Emmanuel Addeh in Abuja
The payment of the revised electricity tariffs took off yesterday with the federal government urging Nigerians to prepare for further price reviews, since pricing will in the future depend on market dynamics.
The federal government, through the Nigerian Electricity Regulatory Commission (NERC), had, on September 28 directed the suspension of the Service-Based Tariff structure, which was earlier approved for the Distribution Companies (Discos), following opposition from organised labour and Civil Society Organisations (CSOs).
However, after negotiations with labour, the tariffs for customer categories D and E, with a power supply of fewer than 12 hours daily, remain frozen, while band A will have a 10 per cent reduction from the initial September 1 rate.
Customers under band B will enjoy 10.5 per cent reduction while those in band C will get up to 30 per cent discount.
However, the government said its decision to pull the brakes on the decade-long subsidies will continue but that the discount will be funded by the Value Added Tax (VAT) mopped up during collection in the industry.
Although the newly revised order from NERC, which the Discos started implementing yesterday, had yet to be made available to the media and the public as at evening, Chairman of NERC, Prof. James Momoh, confirmed that the new order has been signed.

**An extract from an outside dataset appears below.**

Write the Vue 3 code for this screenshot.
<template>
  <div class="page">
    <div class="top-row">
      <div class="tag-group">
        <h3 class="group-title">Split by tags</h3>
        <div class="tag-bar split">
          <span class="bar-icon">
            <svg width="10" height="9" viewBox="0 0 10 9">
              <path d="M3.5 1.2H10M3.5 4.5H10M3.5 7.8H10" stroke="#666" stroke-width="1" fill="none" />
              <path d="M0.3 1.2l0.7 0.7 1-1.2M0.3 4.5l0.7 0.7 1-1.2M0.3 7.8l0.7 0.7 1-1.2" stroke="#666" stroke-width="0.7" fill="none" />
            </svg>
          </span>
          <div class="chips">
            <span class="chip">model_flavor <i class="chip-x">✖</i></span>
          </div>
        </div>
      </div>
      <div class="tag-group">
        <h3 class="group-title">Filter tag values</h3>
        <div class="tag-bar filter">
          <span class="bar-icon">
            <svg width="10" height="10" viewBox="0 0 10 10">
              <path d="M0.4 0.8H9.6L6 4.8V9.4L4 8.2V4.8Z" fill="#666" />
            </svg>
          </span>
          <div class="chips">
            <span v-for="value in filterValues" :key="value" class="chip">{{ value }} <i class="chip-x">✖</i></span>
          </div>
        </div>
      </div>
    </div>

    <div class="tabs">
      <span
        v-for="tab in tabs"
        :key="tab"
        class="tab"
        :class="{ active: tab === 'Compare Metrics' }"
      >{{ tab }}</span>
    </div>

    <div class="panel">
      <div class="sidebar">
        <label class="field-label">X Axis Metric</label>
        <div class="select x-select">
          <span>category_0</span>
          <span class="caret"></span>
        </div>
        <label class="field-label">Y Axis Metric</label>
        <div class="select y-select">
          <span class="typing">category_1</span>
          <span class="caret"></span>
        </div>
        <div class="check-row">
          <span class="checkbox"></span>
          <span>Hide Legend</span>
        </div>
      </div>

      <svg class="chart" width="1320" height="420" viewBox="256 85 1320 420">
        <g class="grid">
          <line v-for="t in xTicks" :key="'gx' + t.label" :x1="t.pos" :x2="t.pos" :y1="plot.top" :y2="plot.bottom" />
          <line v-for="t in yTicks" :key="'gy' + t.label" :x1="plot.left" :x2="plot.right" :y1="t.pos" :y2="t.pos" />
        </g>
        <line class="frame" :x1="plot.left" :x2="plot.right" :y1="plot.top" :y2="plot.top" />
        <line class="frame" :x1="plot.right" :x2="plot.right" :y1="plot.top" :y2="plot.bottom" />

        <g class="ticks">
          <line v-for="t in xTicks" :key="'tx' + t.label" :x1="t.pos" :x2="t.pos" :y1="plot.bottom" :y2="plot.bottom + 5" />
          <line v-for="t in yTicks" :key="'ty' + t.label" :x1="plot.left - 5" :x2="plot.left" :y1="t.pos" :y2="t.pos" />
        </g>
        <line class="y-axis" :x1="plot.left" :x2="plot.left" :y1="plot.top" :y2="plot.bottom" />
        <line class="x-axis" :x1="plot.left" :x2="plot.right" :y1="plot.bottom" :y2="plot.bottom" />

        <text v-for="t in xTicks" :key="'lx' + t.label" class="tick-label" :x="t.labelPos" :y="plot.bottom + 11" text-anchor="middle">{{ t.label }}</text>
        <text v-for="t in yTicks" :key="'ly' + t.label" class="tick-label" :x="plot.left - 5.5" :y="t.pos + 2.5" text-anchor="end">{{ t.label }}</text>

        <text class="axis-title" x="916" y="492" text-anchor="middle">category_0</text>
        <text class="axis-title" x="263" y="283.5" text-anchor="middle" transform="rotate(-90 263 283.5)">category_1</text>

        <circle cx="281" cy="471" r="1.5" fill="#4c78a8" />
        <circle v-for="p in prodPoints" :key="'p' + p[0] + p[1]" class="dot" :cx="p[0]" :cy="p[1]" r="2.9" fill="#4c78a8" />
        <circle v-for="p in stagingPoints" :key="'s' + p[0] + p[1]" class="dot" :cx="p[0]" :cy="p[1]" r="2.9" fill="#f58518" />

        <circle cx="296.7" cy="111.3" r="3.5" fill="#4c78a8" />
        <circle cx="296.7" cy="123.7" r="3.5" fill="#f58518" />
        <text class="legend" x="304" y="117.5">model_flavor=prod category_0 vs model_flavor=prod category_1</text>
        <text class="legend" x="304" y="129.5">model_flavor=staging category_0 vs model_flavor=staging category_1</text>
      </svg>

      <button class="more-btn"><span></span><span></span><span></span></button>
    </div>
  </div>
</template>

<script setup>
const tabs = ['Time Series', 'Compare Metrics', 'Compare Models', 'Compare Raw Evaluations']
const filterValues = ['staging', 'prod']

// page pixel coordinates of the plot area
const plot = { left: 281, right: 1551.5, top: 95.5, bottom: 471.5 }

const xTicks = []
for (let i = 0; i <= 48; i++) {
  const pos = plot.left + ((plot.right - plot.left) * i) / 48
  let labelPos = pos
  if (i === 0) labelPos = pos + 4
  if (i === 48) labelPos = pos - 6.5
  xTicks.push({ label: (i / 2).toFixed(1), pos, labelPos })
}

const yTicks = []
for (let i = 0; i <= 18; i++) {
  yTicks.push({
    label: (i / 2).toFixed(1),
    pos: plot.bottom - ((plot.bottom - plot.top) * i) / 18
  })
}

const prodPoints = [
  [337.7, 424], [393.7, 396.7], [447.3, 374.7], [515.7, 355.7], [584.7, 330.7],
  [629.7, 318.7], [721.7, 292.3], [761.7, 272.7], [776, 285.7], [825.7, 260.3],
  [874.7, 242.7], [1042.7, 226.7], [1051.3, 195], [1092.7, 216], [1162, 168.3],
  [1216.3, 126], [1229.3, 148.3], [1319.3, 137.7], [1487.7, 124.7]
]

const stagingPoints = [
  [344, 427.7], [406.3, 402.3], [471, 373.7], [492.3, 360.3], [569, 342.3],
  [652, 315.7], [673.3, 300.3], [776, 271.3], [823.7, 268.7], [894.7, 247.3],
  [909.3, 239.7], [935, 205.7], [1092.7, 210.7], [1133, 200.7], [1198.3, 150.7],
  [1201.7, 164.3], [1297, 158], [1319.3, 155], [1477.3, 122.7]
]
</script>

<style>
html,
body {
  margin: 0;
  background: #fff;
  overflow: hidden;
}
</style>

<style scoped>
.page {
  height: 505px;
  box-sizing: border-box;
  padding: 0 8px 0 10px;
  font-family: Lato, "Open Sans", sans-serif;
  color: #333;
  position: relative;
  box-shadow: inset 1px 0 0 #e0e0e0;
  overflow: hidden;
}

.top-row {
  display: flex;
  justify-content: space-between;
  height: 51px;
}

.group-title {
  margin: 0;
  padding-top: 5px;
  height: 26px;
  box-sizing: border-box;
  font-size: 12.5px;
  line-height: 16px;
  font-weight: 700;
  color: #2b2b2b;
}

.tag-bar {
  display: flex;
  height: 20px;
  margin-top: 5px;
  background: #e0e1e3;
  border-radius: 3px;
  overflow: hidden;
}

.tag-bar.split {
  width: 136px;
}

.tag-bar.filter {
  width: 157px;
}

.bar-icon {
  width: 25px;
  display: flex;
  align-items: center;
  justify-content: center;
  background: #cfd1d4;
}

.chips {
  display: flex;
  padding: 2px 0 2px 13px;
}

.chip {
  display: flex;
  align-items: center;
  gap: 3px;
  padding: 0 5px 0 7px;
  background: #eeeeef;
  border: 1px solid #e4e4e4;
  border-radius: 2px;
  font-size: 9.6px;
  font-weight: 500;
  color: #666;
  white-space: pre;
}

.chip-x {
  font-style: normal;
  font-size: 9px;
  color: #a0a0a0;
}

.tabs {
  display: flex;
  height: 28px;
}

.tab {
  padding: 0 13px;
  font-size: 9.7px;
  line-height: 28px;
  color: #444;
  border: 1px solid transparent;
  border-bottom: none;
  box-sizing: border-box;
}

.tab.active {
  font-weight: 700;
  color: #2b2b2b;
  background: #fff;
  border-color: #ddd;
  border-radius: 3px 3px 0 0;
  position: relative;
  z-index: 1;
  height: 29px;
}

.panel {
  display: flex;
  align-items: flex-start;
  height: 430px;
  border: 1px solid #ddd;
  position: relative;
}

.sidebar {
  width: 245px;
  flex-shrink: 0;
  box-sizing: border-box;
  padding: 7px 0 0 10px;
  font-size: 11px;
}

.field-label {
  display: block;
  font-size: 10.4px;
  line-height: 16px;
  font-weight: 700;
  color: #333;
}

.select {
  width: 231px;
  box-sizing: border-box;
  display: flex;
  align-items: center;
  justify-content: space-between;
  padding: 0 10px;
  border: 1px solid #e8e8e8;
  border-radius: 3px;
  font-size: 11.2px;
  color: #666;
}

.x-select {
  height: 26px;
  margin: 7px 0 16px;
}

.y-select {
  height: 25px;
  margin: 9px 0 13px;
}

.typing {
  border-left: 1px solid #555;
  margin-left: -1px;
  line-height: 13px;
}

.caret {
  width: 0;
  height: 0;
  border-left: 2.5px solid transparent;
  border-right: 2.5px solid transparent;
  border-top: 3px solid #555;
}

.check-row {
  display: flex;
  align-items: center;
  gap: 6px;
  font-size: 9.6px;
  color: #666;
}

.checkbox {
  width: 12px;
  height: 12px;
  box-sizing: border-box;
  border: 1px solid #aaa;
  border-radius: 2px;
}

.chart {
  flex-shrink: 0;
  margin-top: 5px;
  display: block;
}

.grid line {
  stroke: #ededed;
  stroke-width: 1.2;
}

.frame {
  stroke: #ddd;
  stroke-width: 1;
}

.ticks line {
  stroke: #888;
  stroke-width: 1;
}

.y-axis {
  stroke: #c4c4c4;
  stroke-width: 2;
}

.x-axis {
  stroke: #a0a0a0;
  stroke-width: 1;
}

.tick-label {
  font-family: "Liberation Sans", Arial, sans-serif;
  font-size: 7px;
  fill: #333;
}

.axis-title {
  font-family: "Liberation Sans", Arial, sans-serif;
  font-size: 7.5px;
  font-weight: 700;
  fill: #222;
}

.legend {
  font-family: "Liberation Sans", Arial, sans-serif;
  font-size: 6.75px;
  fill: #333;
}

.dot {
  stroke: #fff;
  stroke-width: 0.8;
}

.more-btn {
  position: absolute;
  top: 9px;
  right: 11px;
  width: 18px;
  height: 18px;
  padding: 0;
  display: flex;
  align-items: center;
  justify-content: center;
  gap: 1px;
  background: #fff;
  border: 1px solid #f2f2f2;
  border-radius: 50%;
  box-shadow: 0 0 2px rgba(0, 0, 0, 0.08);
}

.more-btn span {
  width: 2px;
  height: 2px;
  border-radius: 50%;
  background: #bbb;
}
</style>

Feelers from some of the Discos, including Abuja and Ikeja, which have already alerted their customers on the resumption of the revised rates, also indicated that the regulatory agency already has communicated to them the new order.
“This is to inform our customers that with effect from 1st November 2020, AEDC has effected a revised Service Reflective Tariff as approved by the regulatory agency.
“Customers on the prepaid platform will be the first to experience the revised tariff when they vend from Sunday, 1st November 2020, while the revised tariff will reflect in the bills for customers on the post-paid platform when they receive their electricity bill,” a statement from the AEDC stated.
But Momoh, who spoke during an online event organised by “A Professional Africa,” on the current status of the electricity industry in Nigeria added that he will sign a new capping order for unmetered Nigerians today.
Also hinting on the often held opinion by Nigerians that the regulatory agency was not firm and independent enough, Momoh, who confirmed the position, said the agency knows the right thing if given a free hand to operate by the government.
“We can now work and look forward to December and January to see what kind of review we have to do. It won’t remain the same forever. No, there’s another review and it will come with a complete answer.
“But if the president says don’t do it, we won’t do it. But we know what to do if given a free hand to do the work,” he stated.
The NERC chairman added that the industry currently has a shortfall of about 50 per cent in terms of collection rate, saying that that is not sustainable.
“We must have a new paradigm shift in rate design in Nigeria. There’s a tariff shortfall, where you are not allowed to charge what is due to be paid. For an invoice of N157 billion, there’s a tariff shortfall of N63 billion and who’s paying for that? [It is] government.
“Only 51 per cent is allowed for recovery from customers. That means we are dependent on the government to recover. Now, the government has a problem because it’s saying our schools are not functional, roads are bad, water is a borehole. Everything is hogwash.
“So, the government said do your rates design because we can no longer subsidise this. This is what has consumed my energy in the last one year,” Momoh stated.
He said during consultations, electricity customers said they were not averse to an increase, but the quality of service must improve.
He explained: “It was there that the service-based tariff was arrived at where what customers pay is reflected in the service they get. But vulnerable customers won’t be affected. We have to protect them.
“The new tariff structure is based on this MYTO that includes exchange rate, inflation rate, GDP, foreign exchange and all those things and we have people in the office who calculate those things and that was what gave us the five bands which represent customers and the quality and reliability of service.
“For band D, the tariff will not change for them, so it’s frozen. Band E are the very poor people and they take very small power, poor communities in rural areas. We make sure they don’t pay more than N4.
“Band A, B, C already have the infrastructure. So, for example, we can assume that there’s power in Asokoro every day. The people in the unions came and sometimes we were here till 7 in the morning.”
He said the government could not pay for A, B and C consumers, saying that would mean returning subsidy, which it does not have the money.
“So, we said that band A should be discounted by 10 per cent and the relief in band B will be 10.5 per cent and because there are many people in band C, a lot of them are given relief.
“Above 12 hours will get relief, B with more than 16 hours will get 10.5 per cent of discount and that will come from VAT. It is split in the sector among A, B, C,” he added.